YOUR GOAL.
Only the lines from the start of the data to the line containing "border-4 border-[#c2c2c2] bg-linear-to-b", both included, should be output, exactly and without pictures.

☆ ☆ ☆ ☆ ☆ ☆ ☆

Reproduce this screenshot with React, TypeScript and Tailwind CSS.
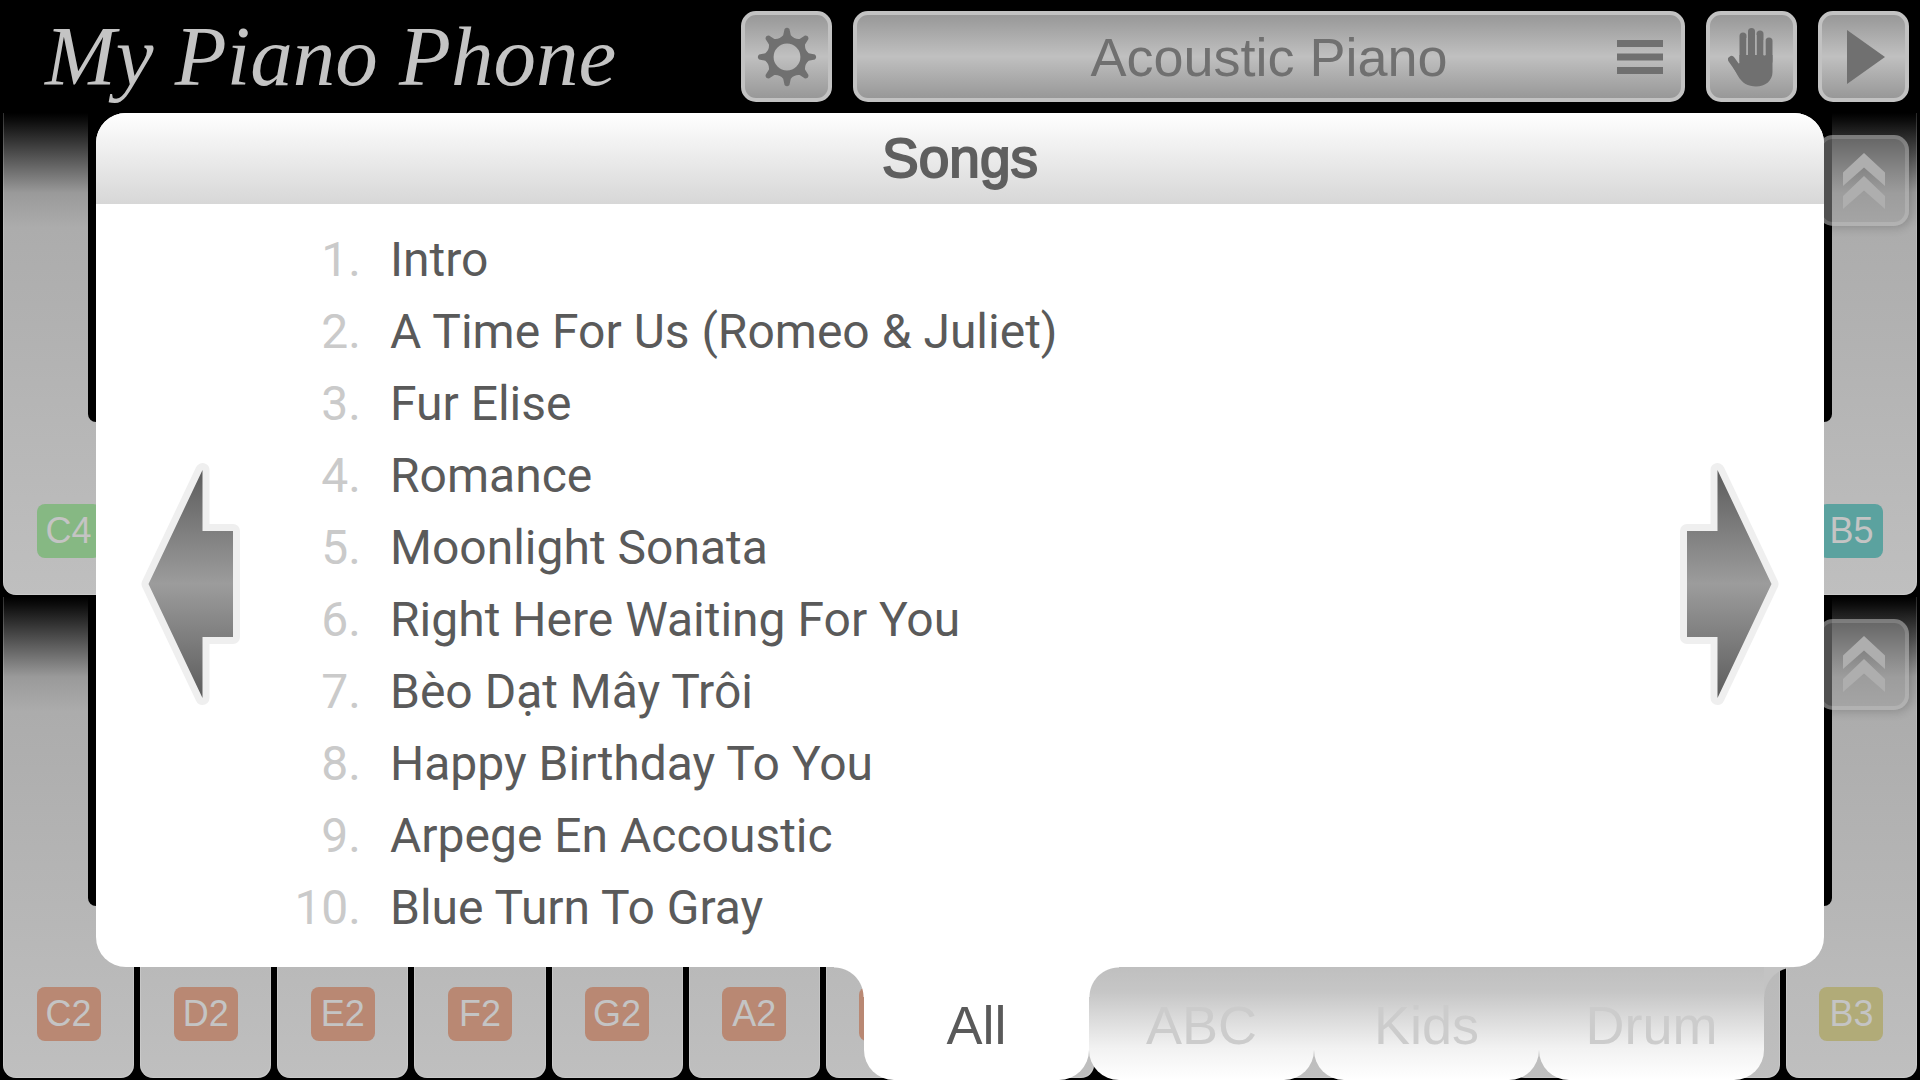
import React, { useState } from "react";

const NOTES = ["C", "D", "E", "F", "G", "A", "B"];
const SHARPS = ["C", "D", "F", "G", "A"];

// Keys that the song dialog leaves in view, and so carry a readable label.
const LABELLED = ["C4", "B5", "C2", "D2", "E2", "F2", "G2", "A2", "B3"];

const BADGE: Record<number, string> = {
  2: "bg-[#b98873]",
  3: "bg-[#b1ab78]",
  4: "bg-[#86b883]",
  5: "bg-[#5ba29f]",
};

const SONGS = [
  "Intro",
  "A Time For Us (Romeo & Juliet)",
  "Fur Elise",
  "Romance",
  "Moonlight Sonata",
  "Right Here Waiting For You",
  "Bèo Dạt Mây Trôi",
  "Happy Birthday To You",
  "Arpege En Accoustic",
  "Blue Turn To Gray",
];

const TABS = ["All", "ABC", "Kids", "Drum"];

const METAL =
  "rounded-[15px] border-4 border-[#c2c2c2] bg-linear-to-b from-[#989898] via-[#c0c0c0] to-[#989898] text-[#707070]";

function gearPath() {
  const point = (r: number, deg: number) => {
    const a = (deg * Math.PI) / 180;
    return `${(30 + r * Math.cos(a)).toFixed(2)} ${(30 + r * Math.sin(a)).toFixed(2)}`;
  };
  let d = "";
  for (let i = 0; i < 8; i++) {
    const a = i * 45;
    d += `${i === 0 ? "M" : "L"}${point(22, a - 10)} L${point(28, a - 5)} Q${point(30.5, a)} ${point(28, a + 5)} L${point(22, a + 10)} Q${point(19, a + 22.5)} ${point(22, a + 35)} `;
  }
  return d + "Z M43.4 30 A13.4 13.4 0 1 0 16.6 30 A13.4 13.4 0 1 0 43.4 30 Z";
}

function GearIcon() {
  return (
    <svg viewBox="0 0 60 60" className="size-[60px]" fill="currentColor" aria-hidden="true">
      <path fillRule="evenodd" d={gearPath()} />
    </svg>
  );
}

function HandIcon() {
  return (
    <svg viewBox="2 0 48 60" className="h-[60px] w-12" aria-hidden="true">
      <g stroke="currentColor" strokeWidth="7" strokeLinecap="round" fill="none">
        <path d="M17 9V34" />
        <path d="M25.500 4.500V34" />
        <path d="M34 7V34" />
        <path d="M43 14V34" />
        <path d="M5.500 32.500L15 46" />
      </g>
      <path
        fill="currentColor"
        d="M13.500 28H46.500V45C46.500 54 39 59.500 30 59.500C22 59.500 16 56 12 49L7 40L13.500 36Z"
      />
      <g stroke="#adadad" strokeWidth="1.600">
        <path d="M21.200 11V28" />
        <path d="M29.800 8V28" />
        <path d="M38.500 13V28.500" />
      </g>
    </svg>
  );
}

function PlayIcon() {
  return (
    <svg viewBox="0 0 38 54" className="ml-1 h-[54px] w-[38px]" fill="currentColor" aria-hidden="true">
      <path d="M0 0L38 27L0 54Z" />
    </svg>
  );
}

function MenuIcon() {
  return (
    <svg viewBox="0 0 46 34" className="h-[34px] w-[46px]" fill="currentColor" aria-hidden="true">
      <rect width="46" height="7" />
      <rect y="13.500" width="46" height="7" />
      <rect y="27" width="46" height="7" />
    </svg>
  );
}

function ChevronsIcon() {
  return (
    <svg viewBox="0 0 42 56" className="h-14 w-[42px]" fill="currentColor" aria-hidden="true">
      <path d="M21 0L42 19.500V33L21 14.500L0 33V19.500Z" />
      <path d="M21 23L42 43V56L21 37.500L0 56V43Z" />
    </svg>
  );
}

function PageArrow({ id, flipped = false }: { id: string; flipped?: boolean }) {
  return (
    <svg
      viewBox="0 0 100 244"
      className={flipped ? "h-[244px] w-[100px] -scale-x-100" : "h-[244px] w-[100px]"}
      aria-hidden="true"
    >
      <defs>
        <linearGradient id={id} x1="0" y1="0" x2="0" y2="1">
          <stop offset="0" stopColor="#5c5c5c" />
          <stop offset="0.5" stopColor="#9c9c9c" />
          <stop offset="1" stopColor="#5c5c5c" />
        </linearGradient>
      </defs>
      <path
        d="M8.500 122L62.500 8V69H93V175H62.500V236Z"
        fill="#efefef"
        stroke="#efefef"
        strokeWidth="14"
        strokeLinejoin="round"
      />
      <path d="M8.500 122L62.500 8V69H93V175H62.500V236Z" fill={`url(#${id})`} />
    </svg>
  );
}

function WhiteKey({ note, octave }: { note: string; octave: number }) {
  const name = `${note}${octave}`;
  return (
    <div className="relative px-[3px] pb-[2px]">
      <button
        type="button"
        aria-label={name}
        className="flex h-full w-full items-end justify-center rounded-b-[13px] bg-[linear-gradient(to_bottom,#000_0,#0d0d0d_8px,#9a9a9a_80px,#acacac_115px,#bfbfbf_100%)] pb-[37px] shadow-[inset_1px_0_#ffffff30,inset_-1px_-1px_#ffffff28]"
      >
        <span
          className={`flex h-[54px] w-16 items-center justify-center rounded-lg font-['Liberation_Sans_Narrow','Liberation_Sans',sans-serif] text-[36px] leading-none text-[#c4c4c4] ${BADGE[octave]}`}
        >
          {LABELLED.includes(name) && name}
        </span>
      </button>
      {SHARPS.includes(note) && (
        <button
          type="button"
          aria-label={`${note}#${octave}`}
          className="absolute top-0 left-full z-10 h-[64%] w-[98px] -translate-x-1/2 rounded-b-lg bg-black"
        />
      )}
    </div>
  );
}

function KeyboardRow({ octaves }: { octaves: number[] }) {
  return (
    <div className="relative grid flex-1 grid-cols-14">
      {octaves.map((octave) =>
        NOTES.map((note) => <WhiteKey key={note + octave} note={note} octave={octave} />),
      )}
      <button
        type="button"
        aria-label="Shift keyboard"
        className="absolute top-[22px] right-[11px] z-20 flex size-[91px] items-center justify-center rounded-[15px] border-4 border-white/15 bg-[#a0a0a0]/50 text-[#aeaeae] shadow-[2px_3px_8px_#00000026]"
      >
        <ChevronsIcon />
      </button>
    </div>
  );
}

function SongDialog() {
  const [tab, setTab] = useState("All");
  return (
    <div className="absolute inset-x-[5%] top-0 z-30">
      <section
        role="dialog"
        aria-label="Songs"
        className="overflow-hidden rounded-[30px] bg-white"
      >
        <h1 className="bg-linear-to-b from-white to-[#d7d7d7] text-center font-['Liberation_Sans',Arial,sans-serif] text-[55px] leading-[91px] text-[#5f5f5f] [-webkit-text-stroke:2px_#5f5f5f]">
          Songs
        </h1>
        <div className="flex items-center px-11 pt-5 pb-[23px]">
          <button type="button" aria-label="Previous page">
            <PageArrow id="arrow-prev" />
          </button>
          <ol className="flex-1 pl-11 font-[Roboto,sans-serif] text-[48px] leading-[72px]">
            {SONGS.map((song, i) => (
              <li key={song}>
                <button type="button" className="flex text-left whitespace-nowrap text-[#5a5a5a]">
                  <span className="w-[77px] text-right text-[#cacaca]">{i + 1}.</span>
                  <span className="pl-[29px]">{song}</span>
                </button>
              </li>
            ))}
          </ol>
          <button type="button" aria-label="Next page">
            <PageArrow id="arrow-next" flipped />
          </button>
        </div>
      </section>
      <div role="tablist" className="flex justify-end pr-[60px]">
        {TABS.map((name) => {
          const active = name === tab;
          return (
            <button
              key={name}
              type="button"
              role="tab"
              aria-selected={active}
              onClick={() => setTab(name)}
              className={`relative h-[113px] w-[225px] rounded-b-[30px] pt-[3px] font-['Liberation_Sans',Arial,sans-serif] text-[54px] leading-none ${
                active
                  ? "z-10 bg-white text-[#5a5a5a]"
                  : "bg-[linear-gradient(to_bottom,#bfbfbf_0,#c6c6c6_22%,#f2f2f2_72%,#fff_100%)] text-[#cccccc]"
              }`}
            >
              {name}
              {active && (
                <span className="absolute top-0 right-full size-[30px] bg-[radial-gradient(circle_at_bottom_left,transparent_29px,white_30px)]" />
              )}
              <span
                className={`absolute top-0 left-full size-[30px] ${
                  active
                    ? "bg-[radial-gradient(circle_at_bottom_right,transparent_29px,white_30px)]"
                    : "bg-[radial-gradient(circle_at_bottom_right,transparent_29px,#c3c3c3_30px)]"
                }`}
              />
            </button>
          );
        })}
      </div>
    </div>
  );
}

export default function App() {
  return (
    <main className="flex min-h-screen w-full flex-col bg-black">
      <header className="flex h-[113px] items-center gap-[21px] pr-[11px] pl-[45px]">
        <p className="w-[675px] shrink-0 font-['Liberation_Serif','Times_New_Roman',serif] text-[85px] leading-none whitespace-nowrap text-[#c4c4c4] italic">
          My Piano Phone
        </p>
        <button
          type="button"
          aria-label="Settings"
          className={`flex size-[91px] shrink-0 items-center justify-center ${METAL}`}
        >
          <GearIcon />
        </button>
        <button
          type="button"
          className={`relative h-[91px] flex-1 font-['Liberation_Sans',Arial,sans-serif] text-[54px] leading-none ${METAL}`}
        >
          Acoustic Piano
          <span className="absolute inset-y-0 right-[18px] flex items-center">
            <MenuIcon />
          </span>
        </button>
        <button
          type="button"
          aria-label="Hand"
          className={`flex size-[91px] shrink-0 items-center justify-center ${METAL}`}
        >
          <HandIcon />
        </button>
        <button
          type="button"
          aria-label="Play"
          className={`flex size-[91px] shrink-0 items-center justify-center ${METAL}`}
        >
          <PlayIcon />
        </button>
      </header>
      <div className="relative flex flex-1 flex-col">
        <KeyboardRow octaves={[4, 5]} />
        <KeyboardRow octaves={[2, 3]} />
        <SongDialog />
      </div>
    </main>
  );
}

☆ ☆ ☆ ☆ ☆ ☆ ☆

FULL ANSWER.
Reproduce this screenshot with React, TypeScript and Tailwind CSS.
import React, { useState } from "react";

const NOTES = ["C", "D", "E", "F", "G", "A", "B"];
const SHARPS = ["C", "D", "F", "G", "A"];

// Keys that the song dialog leaves in view, and so carry a readable label.
const LABELLED = ["C4", "B5", "C2", "D2", "E2", "F2", "G2", "A2", "B3"];

const BADGE: Record<number, string> = {
  2: "bg-[#b98873]",
  3: "bg-[#b1ab78]",
  4: "bg-[#86b883]",
  5: "bg-[#5ba29f]",
};

const SONGS = [
  "Intro",
  "A Time For Us (Romeo & Juliet)",
  "Fur Elise",
  "Romance",
  "Moonlight Sonata",
  "Right Here Waiting For You",
  "Bèo Dạt Mây Trôi",
  "Happy Birthday To You",
  "Arpege En Accoustic",
  "Blue Turn To Gray",
];

const TABS = ["All", "ABC", "Kids", "Drum"];

const METAL =
  "rounded-[15px] border-4 border-[#c2c2c2] bg-linear-to-b from-[#989898] via-[#c0c0c0] to-[#989898] text-[#707070]";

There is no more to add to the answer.